ネイティブ並の英語力

普段いつも日本語を使っていると、慣れない英語を使った時、逆に日本語がとても簡単に感じる。

英語だと自分の伝えたいことがなかなか伝わらないけれど、日本語だときちんと伝えることができる、と思う。でも実際には日本語で自分の伝えたいことを相手にきちんと伝えることができているのかどうかは、わからない。

何か言葉を発するとき、その言葉の中に自分が伝えたい意味を乗せて相手に伝える。例えば、「あなたのその帽子、とても似合っているよ」という言葉には、発信者が感じた気持ち、相手を褒めたいという感情、その帽子や相手のことが好きだという気持ち、などが乗せられている。

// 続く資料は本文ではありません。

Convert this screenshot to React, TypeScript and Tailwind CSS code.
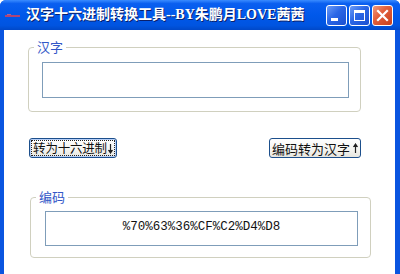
import React from "react";

const cjk = '"Noto Sans CJK SC", "Liberation Sans", sans-serif';

function TitleButton({ kind }: { kind: "min" | "max" | "close" }) {
  const isClose = kind === "close";
  return (
    <div
      className={`w-[21px] h-[21px] rounded-[3px] border border-white flex items-center justify-center ${
        isClose
          ? "bg-[linear-gradient(135deg,#f09b7f_0%,#e2603d_40%,#c8401c_100%)]"
          : "bg-[linear-gradient(135deg,#6c9cf7_0%,#2a66e6_45%,#1a4fd0_100%)]"
      }`}
    >
      {kind === "min" && <div className="w-[7px] h-[3px] bg-white mt-[8px] ml-[-4px]" />}
      {kind === "max" && (
        <div className="w-[11px] h-[11px] border border-white border-t-[3px]" />
      )}
      {kind === "close" && (
        <svg width="13" height="13" viewBox="0 0 13 13">
          <path d="M2 2 L11 11 M11 2 L2 11" stroke="white" strokeWidth="2.2" strokeLinecap="square" />
        </svg>
      )}
    </div>
  );
}

function Arrow({ up }: { up?: boolean }) {
  return (
    <svg width="5" height="11" viewBox="0 0 5 11" className="shrink-0">
      {up ? (
        <path d="M2.5 1 L2.5 10 M0.5 4 L2.5 1 L4.5 4" stroke="#222" strokeWidth="1.2" fill="#222" />
      ) : (
        <path d="M2.5 1 L2.5 10 M0.5 7 L2.5 10 L4.5 7" stroke="#222" strokeWidth="1.2" fill="#222" />
      )}
    </svg>
  );
}

export default function App() {
  return (
    <div className="w-[400px] h-[274px] overflow-hidden flex flex-col bg-[#0a55e0] rounded-t-[6px]">
      {/* Title bar */}
      <div className="h-[30px] flex items-center bg-[linear-gradient(180deg,#3a8cff_0%,#0a5ff0_12%,#0058ea_50%,#0054e0_85%,#0048c8_100%)]">
        <svg width="18" height="8" viewBox="0 0 18 8" className="ml-[5px] mt-[1px]">
          <rect x="0" y="3" width="15" height="2" fill="#d8405a" opacity="0.8" />
          <rect x="2" y="2" width="4" height="1" fill="#ee6677" opacity="0.7" />
        </svg>
        <div
          className="ml-[3px] text-white font-bold text-[14px] leading-none whitespace-nowrap [text-shadow:1px_1px_0_#0a1f6a]"
          style={{ fontFamily: '"Liberation Serif", "Noto Sans CJK SC", serif' }}
        >
          汉字十六进制转换工具--BY朱鹏月LOVE茜茜
        </div>
        <div className="ml-auto mr-[7px] flex gap-[2px]">
          <TitleButton kind="min" />
          <TitleButton kind="max" />
          <TitleButton kind="close" />
        </div>
      </div>

      {/* Body */}
      <div className="flex-1 ml-[4px] mr-[5px] bg-white flex flex-col" style={{ fontFamily: cjk }}>
        {/* Group 1 */}
        <fieldset className="ml-[24px] mt-[10px] w-[333px] h-[72px] border border-[#d0d0bf] rounded-[4px] p-0">
          <legend className="ml-[5px] px-[3px] text-[13px] leading-[14px] text-[#3358c8]">汉字</legend>
          <div className="ml-[13px] mt-[8px] w-[307px] h-[36px] border border-[#7f9db9] bg-white" />
        </fieldset>

        {/* Buttons */}
        <div className="flex mt-[26px] h-[20px]">
          <button className="ml-[25px] w-[88px] h-[20px] rounded-[3px] border border-[#1c4f8c] bg-[linear-gradient(180deg,#ffffff_0%,#f4f4f0_60%,#e6e5de_100%)] p-[1px] shadow-[inset_0_0_0_1px_#b6cff8]">
            <div className="w-full h-full border border-dotted border-[#222] flex items-center justify-center gap-[1px] text-[12.5px] tracking-[-0.2px] leading-none text-[#111] whitespace-nowrap">
              <span>转为十六进制</span>
              <Arrow />
            </div>
          </button>
          <button className="ml-[152px] w-[92px] h-[20px] rounded-[3px] border border-[#1c4f8c] bg-[linear-gradient(180deg,#ffffff_0%,#f4f4f0_60%,#e6e5de_100%)] flex items-center justify-center text-[13px] leading-none text-[#111] whitespace-nowrap">
            <span>编码转为汉字</span>
            <span className="w-[3px]" />
            <Arrow up />
          </button>
        </div>

        {/* Group 2 */}
        <fieldset className="ml-[26px] mt-[32px] w-[341px] h-[68px] border border-[#d0d0bf] rounded-[4px] p-0">
          <legend className="ml-[5px] px-[3px] text-[13px] leading-[14px] text-[#3358c8]">编码</legend>
          <div className="ml-[14px] mt-[7px] w-[313px] h-[35px] border border-[#7f9db9] bg-white flex items-center justify-center">
            <span
              className="text-[12.5px] text-[#111] leading-none mt-[-2px]"
              style={{ fontFamily: '"Liberation Mono", monospace' }}
            >
              %70%63%36%CF%C2%D4%D8
            </span>
          </div>
        </fieldset>
      </div>
    </div>
  );
}
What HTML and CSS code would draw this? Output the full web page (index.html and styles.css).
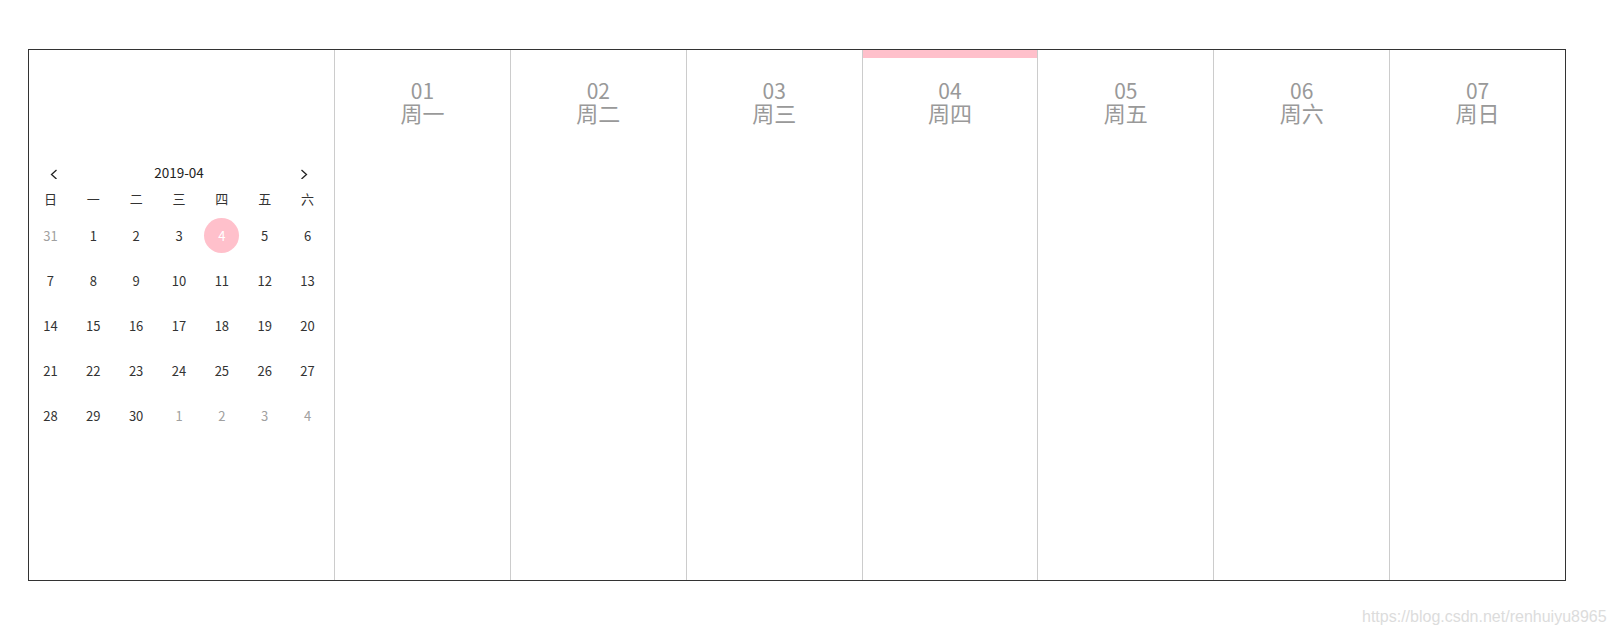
FILE: index.html
```html
<!DOCTYPE html>
<html lang="zh-CN">
<head>
<meta charset="utf-8">
<title>周视图日历</title>
<link rel="stylesheet" href="styles.css">
</head>
<body>
<div class="board">
  <aside class="side">
    <div class="cal">
      <div class="cal-head">
        <span class="arrow"><svg viewBox="0 0 8 14" width="8" height="14"><polyline points="6.5,5 1.5,9.5 6.5,14" fill="none" stroke="#222" stroke-width="1.3"/></svg></span>
        <span class="cal-title">2019-04</span>
        <span class="arrow"><svg viewBox="0 0 8 14" width="8" height="14"><polyline points="1.5,5 6.5,9.5 1.5,14" fill="none" stroke="#222" stroke-width="1.3"/></svg></span>
      </div>
      <div class="cal-week">
        <span>日</span><span>一</span><span>二</span><span>三</span><span>四</span><span>五</span><span>六</span>
      </div>
      <div class="cal-days">
        <span class="other">31</span><span>1</span><span>2</span><span>3</span><span class="sel"><i>4</i></span><span>5</span><span>6</span>
        <span>7</span><span>8</span><span>9</span><span>10</span><span>11</span><span>12</span><span>13</span>
        <span>14</span><span>15</span><span>16</span><span>17</span><span>18</span><span>19</span><span>20</span>
        <span>21</span><span>22</span><span>23</span><span>24</span><span>25</span><span>26</span><span>27</span>
        <span>28</span><span>29</span><span>30</span><span class="other">1</span><span class="other">2</span><span class="other">3</span><span class="other">4</span>
      </div>
    </div>
  </aside>
  <section class="week">
    <div class="col"><div class="strip"></div><div class="col-head"><div class="num">01</div><div class="day">周一</div></div></div>
    <div class="col"><div class="strip"></div><div class="col-head"><div class="num">02</div><div class="day">周二</div></div></div>
    <div class="col"><div class="strip"></div><div class="col-head"><div class="num">03</div><div class="day">周三</div></div></div>
    <div class="col"><div class="strip active"></div><div class="col-head"><div class="num">04</div><div class="day">周四</div></div></div>
    <div class="col"><div class="strip"></div><div class="col-head"><div class="num">05</div><div class="day">周五</div></div></div>
    <div class="col"><div class="strip"></div><div class="col-head"><div class="num">06</div><div class="day">周六</div></div></div>
    <div class="col"><div class="strip"></div><div class="col-head"><div class="num">07</div><div class="day">周日</div></div></div>
  </section>
</div>
<div class="watermark">https://blog.csdn.net/renhuiyu8965</div>
</body>
</html>
```

FILE: styles.css
```css
html, body {
  margin: 0;
  padding: 0;
  background: #fff;
}
body {
  width: 1613px;
  height: 637px;
  position: relative;
  overflow: hidden;
  font-family: "Noto Sans CJK SC", "Noto Sans", sans-serif;
  color: #333;
}
.board {
  margin: 49px 0 0 28px;
  width: 1536px;
  height: 530px;
  border: 1px solid #333;
  display: flex;
}
.side {
  width: 305px;
  flex: none;
  border-right: 1px solid #ccc;
  padding-top: 111px;
  box-sizing: content-box;
}
.cal {
  width: 300px;
}
.cal-head {
  height: 22px;
  display: flex;
  align-items: center;
  justify-content: space-between;
  padding: 0 21px 0 21px;
}
.arrow {
  display: flex;
  width: 8px;
  height: 14px;
}
.arrow svg {
  display: block;
}
.cal-title {
  font-size: 13.5px;
  line-height: 22px;
  color: #222;
}
.cal-week {
  margin-top: 5px;
  display: grid;
  grid-template-columns: repeat(7, 1fr);
  align-items: start;
  height: 25px;
  line-height: 22px;
  font-size: 13px;
  text-align: center;
  color: #333;
}
.cal-days {
  display: grid;
  grid-template-columns: repeat(7, 1fr);
  grid-auto-rows: 45px;
  font-size: 13px;
  color: #333;
}
.cal-days span {
  display: flex;
  align-items: center;
  justify-content: center;
}
.cal-days .other {
  color: #a0a0a0;
}
.cal-days .sel i {
  font-style: normal;
  width: 35px;
  height: 35px;
  border-radius: 50%;
  background: #ffc0cb;
  color: #fff;
  display: flex;
  align-items: center;
  justify-content: center;
}
.week {
  flex: 1;
  display: flex;
}
.col {
  flex: 1;
  border-right: 1px solid #ccc;
  display: flex;
  flex-direction: column;
}
.col:last-child {
  border-right: none;
}
.strip {
  height: 8px;
}
.strip.active {
  background: #ffc0cb;
}
.col-head {
  padding-top: 21px;
  text-align: center;
  color: #999;
}
.col-head .num {
  font-size: 21px;
  line-height: 22px;
}
.col-head .day {
  font-size: 22px;
  line-height: 22px;
}
.watermark {
  position: absolute;
  left: 1362px;
  top: 608px;
  font-family: "Liberation Sans", Arial, sans-serif;
  font-size: 16px;
  color: #dcdcdc;
  white-space: nowrap;
}
```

そして、その言葉を聞いた相手も、伝えられた言葉に自分なりの意味を乗せて解釈をする。とても似合っているという言葉には、自分のセンスを褒められたと感じるかもしれないし、自分はどんな帽子も似合うんだ、という意味に解釈をするかもしれない。お互いにどういう意味をその言葉に乗せたとしても、双方の意味に大きな違いがない場合は、問題なくコミュニケーションが行われる。

しかし、たまには発信者と受け手が同じ言葉に乗せる意味が大きく異なる場合もあるだろう。受け手が「帽子は似合っているということは、服は似合っていないということだろう」とか「実は全く似合ってないのに、皮肉って言っているのだろう」などという意味を乗せて解釈をすることもあるかもしれない。

どんな意味を乗せるのかは、お互いに、立場やその時の状況によって変わる。つまり、文脈によって言葉の意味が変わる。だから、言葉を使って何かを伝えようとする時には、言葉そのものが持つ意味はもちろんのこと、コミュニケーションにおける文脈を考えて使う必要がある。

そう考えてみると、日本語であってもコミュニケーションはとても難しい。ならば、第二言語である英語でコミュニケーションを取ることは、ものすごく大変だ。留学生がよく「ネイティブ並の英語力をつけたい」と言う。確かに、単語の意味や発音は勉強をして経験を重ねればネイティブに限りなく近づくこともできるだろう。でも、文脈を考えながらコミュニケーションができるようになるには、言葉以外の「文脈」の理解が必要だ。それは、文化の違いであったり、考え方の違いであったりする。

だから、第二言語として英語を使ってコミュニケーションを取っている我々に対しては、英語ネイティブの人達は、私達が文脈をよく理解していないことをわかってくれて、我々が発した言葉の意味をうまく彼らなりに翻訳して理解してくれることもある。

「ネイティブ並の英語力」を単に「言葉の理解と発音」という意味でとらえるのなら、英語という教科だけを勉強すればいいだろう。おそらくそれは日本にいてもある程度はできるし、ネットでもできるのかもしれない。でも、その時、その場の文脈を理解して英語を使ったコミュニケーションができることを「ネイティブ並の英語力」というのであれば、実際に異文化の国に来て、日本と異なる文脈の中で英語を駆使しながら使い方を覚えていくしかないだろう。